Quarrying and transportation of stone in Hong Kong, 1841
HF: Dr Patrick H Hase has sent a copy of his unpublished paper, Study on Old Trails in Hong Kong: Historical Background, 2011-12, which he has kindly said I can extract parts of and incorporate into articles of interest to the Group.
I thought I would start with the section subtitled, Footpaths on Hong Kong Island, which describes the importance of quarrying on Hong Kong Island and in Kowloon when the British took control of the former in 1841. Shau Kei Wan was then, as Patrick describes, a Stone Port and it was from there that stone quarried at many sites was transported to Canton and to other locations in the Pearl River Delta.
Footpaths on Hong Kong Island
Before the British took control of Hong Kong Island (1841), there were, as in the New Territories in 1898, when the British took control there, a network of footpaths linking the major centres. There were three port-towns on the island in 1841: Aberdeen and Stanley, which were predominantly fishing-ports, and Shau Kei Wan, which was a stone-port, the home anchorage of the stone-boats, which carried stone from the stone-quarries in Quarry Bay and elsewhere out to Canton and to other destinations in the Pearl River Delta. (Map 4)
Stone was immensely heavy, and could not be carried over footpaths for more than a few hundred feet – and even that might require fifty coolies if the block of stone was large. Stone-quarries, therefore, for high-quality stone, to be cut into large blocks for door frames or pillars of major buildings (temples, for instance, major Ancestral Halls, or Government offices) could only function in practice if they were immediately adjacent to the sea-shore, so that the stone could be quarried, and polished, and then immediately loaded onto a boat to carry it away to where it was needed, without the need for any land transport.

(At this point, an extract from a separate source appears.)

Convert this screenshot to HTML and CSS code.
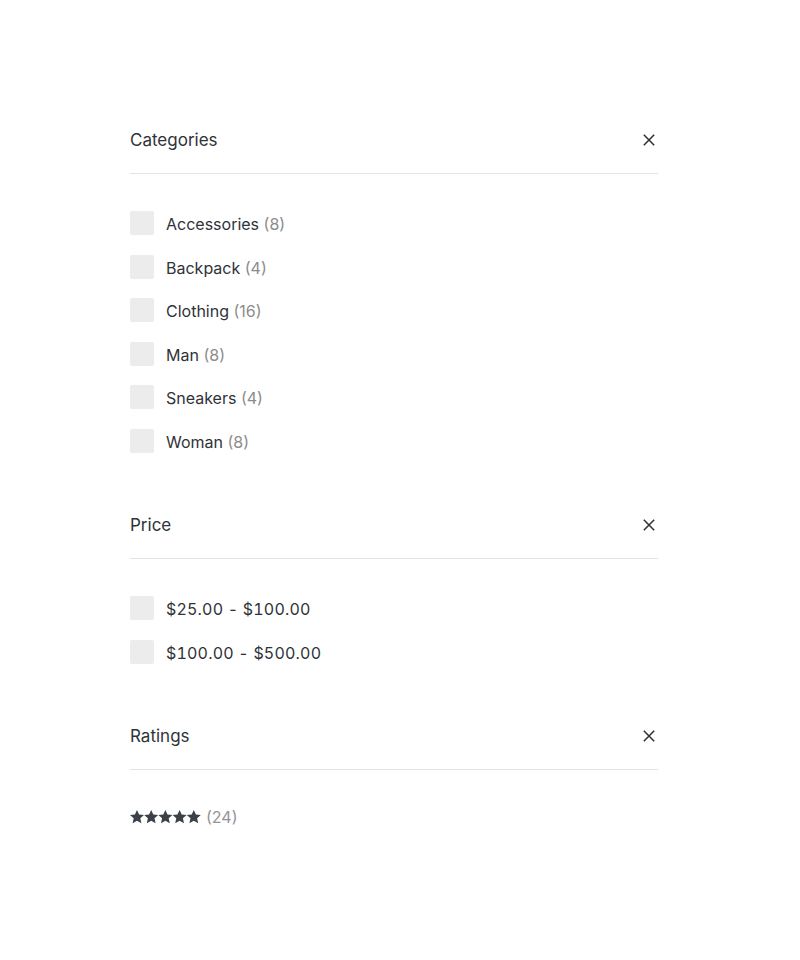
FILE: index.html
```html
<!DOCTYPE html>
<html>
<head>
<meta charset="utf-8">
<link rel="stylesheet" href="styles.css">
</head>
<body>
<div class="filters">
  <section class="group">
    <div class="group-head">
      <span class="group-title">Categories</span>
      <svg class="close" width="12" height="12" viewBox="0 0 12 12"><path d="M0.8 0.8 L11.2 11.2 M11.2 0.8 L0.8 11.2" stroke="#2b2f33" stroke-width="1.5" fill="none"/></svg>
    </div>
    <ul class="options">
      <li class="option"><span class="box"></span><span class="label">Accessories <span class="count">(8)</span></span></li>
      <li class="option"><span class="box"></span><span class="label">Backpack <span class="count">(4)</span></span></li>
      <li class="option"><span class="box"></span><span class="label">Clothing <span class="count">(16)</span></span></li>
      <li class="option"><span class="box"></span><span class="label">Man <span class="count">(8)</span></span></li>
      <li class="option"><span class="box"></span><span class="label">Sneakers <span class="count">(4)</span></span></li>
      <li class="option"><span class="box"></span><span class="label">Woman <span class="count">(8)</span></span></li>
    </ul>
  </section>
  <section class="group">
    <div class="group-head">
      <span class="group-title">Price</span>
      <svg class="close" width="12" height="12" viewBox="0 0 12 12"><path d="M0.8 0.8 L11.2 11.2 M11.2 0.8 L0.8 11.2" stroke="#2b2f33" stroke-width="1.5" fill="none"/></svg>
    </div>
    <ul class="options">
      <li class="option"><span class="box"></span><span class="label price">$25.00 - $100.00</span></li>
      <li class="option"><span class="box"></span><span class="label price">$100.00 - $500.00</span></li>
    </ul>
  </section>
  <section class="group">
    <div class="group-head">
      <span class="group-title">Ratings</span>
      <svg class="close" width="12" height="12" viewBox="0 0 12 12"><path d="M0.8 0.8 L11.2 11.2 M11.2 0.8 L0.8 11.2" stroke="#2b2f33" stroke-width="1.5" fill="none"/></svg>
    </div>
    <div class="rating">
      <span class="stars">
        <svg width="71" height="14" viewBox="0 0 71 14">
          <g fill="#3b4148">
            <path id="s" d="M7 0 L9.1 4.5 L14 5 L10.3 8.3 L11.4 13.3 L7 10.7 L2.6 13.3 L3.7 8.3 L0 5 L4.9 4.5 Z"/>
            <use href="#s" x="14.2"/>
            <use href="#s" x="28.4"/>
            <use href="#s" x="42.6"/>
            <use href="#s" x="56.8"/>
          </g>
        </svg>
      </span>
      <span class="count">(24)</span>
    </div>
  </section>
</div>
</body>
</html>
```
FILE: styles.css
```css
html, body {
  margin: 0;
  padding: 0;
  background: #ffffff;
}
body {
  font-family: Inter, "Noto Sans", "Liberation Sans", sans-serif;
  color: #2f3338;
}
.filters {
  width: 528px;
  margin-left: 130px;
  padding-top: 128px;
}
.group {
  margin-bottom: 60px;
}
.group-head {
  display: flex;
  align-items: center;
  justify-content: space-between;
  height: 24px;
  padding-bottom: 21px;
  border-bottom: 1px solid #e4e4e4;
}
.group-title {
  font-size: 17px;
  line-height: 24px;
  color: #2f3338;
}
.close {
  margin-right: 3px;
}
.options {
  list-style: none;
  margin: 37px 0 0 0;
  padding: 0;
  display: flex;
  flex-direction: column;
  gap: 19.6px;
}
.option {
  display: flex;
  align-items: center;
  height: 24px;
}
.box {
  width: 24px;
  height: 24px;
  border-radius: 2px;
  background: #ececec;
  margin-right: 12px;
  flex: none;
}
.label {
  font-size: 16px;
  line-height: 24px;
  position: relative;
  top: 1px;
  color: #2f3338;
}
.price {
  font-variant-numeric: tabular-nums;
  letter-spacing: 0.2px;
}
.count {
  color: #8c8c8c;
  font-size: 16px;
}
.rating {
  margin-top: 39px;
  display: flex;
  align-items: center;
  height: 16px;
}
.stars {
  display: flex;
  margin-right: 5px;
}
.rating .count {
  font-size: 16px;
  line-height: 16px;
  color: #929497;
}
```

The most prestigious stone in Canton and the Pearl River Delta area for such quality buildings was Hong Kong granite, which could be given a high polish, and which had a pleasing mottled surface. Hence places where Hong Kong Granite outcrops on the coast were all used for stone-quarries. All such places were within Hong Kong. On Hong Kong Island these Hong Kong Granite areas were Quarry Bay, Shek Tong Tsui (“Stone-quarry Point”), and Hok Tsui at the tip of Cape D’Aguilar; in Kowloon, the Kwun Tong (“Official Quarries”), To Kwa Wan and Hung Hom areas, and Stonecutters Island and Tai Kok Tsui. Boats used for carrying stone had to be specially fitted out, and could not easily be used for other purposes: the port for these special stone-boats was Shau Kei Wan. The Quarry Bay quarries were called “vast” in 1841. In that same year, the Governor’s Chinese Secretary estimated that a hundred stone-boats a month left Shau Kei Wan with full cargoes of stone (up to 70-100 tons per vessel) for Canton and the Pearl River Delta: clearly this was, before the coming of the British, a major trade.
This article was first posted on 21st February 2014.